• **Material**
━━━
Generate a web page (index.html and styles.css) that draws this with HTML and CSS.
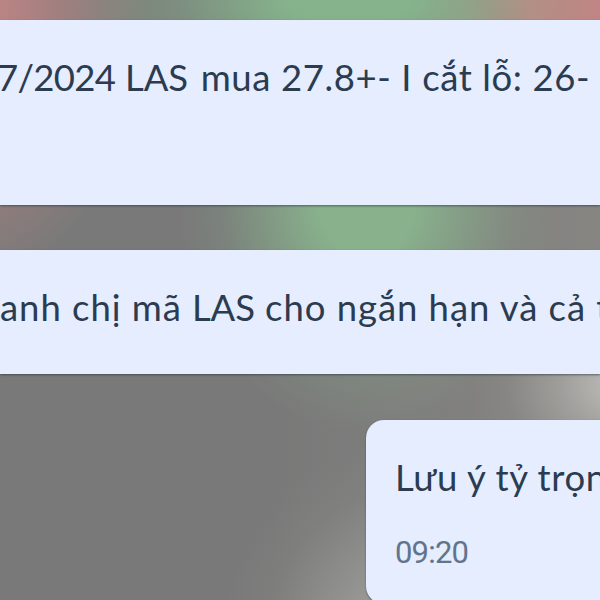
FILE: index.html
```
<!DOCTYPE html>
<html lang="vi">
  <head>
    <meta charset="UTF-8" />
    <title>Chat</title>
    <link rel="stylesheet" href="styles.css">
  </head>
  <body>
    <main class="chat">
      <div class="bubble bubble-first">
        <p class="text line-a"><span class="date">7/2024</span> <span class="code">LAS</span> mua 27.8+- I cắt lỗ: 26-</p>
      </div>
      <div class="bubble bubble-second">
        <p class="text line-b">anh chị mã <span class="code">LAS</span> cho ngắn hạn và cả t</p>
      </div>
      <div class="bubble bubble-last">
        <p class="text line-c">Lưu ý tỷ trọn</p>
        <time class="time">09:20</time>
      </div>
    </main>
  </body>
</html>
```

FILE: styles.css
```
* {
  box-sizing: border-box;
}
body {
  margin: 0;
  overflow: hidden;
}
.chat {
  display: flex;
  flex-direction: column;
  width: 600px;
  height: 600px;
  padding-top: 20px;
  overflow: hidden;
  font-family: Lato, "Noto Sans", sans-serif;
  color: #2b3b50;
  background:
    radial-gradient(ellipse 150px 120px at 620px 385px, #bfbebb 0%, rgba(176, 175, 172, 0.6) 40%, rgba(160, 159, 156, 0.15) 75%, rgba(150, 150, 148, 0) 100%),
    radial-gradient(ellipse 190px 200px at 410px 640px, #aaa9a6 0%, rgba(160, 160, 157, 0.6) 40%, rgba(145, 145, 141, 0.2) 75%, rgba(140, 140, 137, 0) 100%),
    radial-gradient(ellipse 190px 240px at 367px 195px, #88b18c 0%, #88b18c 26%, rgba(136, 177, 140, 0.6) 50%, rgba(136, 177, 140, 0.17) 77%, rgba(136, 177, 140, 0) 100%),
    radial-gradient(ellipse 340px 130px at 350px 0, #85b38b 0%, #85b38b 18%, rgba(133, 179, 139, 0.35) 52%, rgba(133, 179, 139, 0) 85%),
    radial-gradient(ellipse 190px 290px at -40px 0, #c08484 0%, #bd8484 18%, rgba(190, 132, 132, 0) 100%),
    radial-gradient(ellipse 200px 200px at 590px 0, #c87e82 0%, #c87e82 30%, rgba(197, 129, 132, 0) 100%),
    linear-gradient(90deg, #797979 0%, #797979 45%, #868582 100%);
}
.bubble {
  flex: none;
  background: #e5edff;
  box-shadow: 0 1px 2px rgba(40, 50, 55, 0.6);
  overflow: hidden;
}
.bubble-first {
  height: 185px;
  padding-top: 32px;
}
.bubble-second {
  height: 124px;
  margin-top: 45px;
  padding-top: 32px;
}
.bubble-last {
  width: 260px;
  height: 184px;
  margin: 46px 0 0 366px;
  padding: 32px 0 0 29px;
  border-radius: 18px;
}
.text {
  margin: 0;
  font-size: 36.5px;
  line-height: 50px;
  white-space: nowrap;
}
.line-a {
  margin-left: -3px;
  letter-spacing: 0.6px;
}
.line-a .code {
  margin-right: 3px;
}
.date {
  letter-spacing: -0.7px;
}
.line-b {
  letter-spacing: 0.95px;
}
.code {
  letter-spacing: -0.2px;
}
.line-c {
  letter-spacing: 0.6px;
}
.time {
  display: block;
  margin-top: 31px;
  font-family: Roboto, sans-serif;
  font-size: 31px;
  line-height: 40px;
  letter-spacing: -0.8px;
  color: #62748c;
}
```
━━━
• **Your objective**
Set down the material above as is, without any pictures.

• **Response**
Generate a web page (index.html and styles.css) that draws this with HTML and CSS.
FILE: index.html
```
<!DOCTYPE html>
<html lang="vi">
  <head>
    <meta charset="UTF-8" />
    <title>Chat</title>
    <link rel="stylesheet" href="styles.css">
  </head>
  <body>
    <main class="chat">
      <div class="bubble bubble-first">
        <p class="text line-a"><span class="date">7/2024</span> <span class="code">LAS</span> mua 27.8+- I cắt lỗ: 26-</p>
      </div>
      <div class="bubble bubble-second">
        <p class="text line-b">anh chị mã <span class="code">LAS</span> cho ngắn hạn và cả t</p>
      </div>
      <div class="bubble bubble-last">
        <p class="text line-c">Lưu ý tỷ trọn</p>
        <time class="time">09:20</time>
      </div>
    </main>
  </body>
</html>
```

FILE: styles.css
```
* {
  box-sizing: border-box;
}
body {
  margin: 0;
  overflow: hidden;
}
.chat {
  display: flex;
  flex-direction: column;
  width: 600px;
  height: 600px;
  padding-top: 20px;
  overflow: hidden;
  font-family: Lato, "Noto Sans", sans-serif;
  color: #2b3b50;
  background:
    radial-gradient(ellipse 150px 120px at 620px 385px, #bfbebb 0%, rgba(176, 175, 172, 0.6) 40%, rgba(160, 159, 156, 0.15) 75%, rgba(150, 150, 148, 0) 100%),
    radial-gradient(ellipse 190px 200px at 410px 640px, #aaa9a6 0%, rgba(160, 160, 157, 0.6) 40%, rgba(145, 145, 141, 0.2) 75%, rgba(140, 140, 137, 0) 100%),
    radial-gradient(ellipse 190px 240px at 367px 195px, #88b18c 0%, #88b18c 26%, rgba(136, 177, 140, 0.6) 50%, rgba(136, 177, 140, 0.17) 77%, rgba(136, 177, 140, 0) 100%),
    radial-gradient(ellipse 340px 130px at 350px 0, #85b38b 0%, #85b38b 18%, rgba(133, 179, 139, 0.35) 52%, rgba(133, 179, 139, 0) 85%),
    radial-gradient(ellipse 190px 290px at -40px 0, #c08484 0%, #bd8484 18%, rgba(190, 132, 132, 0) 100%),
    radial-gradient(ellipse 200px 200px at 590px 0, #c87e82 0%, #c87e82 30%, rgba(197, 129, 132, 0) 100%),
    linear-gradient(90deg, #797979 0%, #797979 45%, #868582 100%);
}
.bubble {
  flex: none;
  background: #e5edff;
  box-shadow: 0 1px 2px rgba(40, 50, 55, 0.6);
  overflow: hidden;
}
.bubble-first {
  height: 185px;
  padding-top: 32px;
}
.bubble-second {
  height: 124px;
  margin-top: 45px;
  padding-top: 32px;
}
.bubble-last {
  width: 260px;
  height: 184px;
  margin: 46px 0 0 366px;
  padding: 32px 0 0 29px;
  border-radius: 18px;
}
.text {
  margin: 0;
  font-size: 36.5px;
  line-height: 50px;
  white-space: nowrap;
}
.line-a {
  margin-left: -3px;
  letter-spacing: 0.6px;
}
.line-a .code {
  margin-right: 3px;
}
.date {
  letter-spacing: -0.7px;
}
.line-b {
  letter-spacing: 0.95px;
}
.code {
  letter-spacing: -0.2px;
}
.line-c {
  letter-spacing: 0.6px;
}
.time {
  display: block;
  margin-top: 31px;
  font-family: Roboto, sans-serif;
  font-size: 31px;
  line-height: 40px;
  letter-spacing: -0.8px;
  color: #62748c;
}
```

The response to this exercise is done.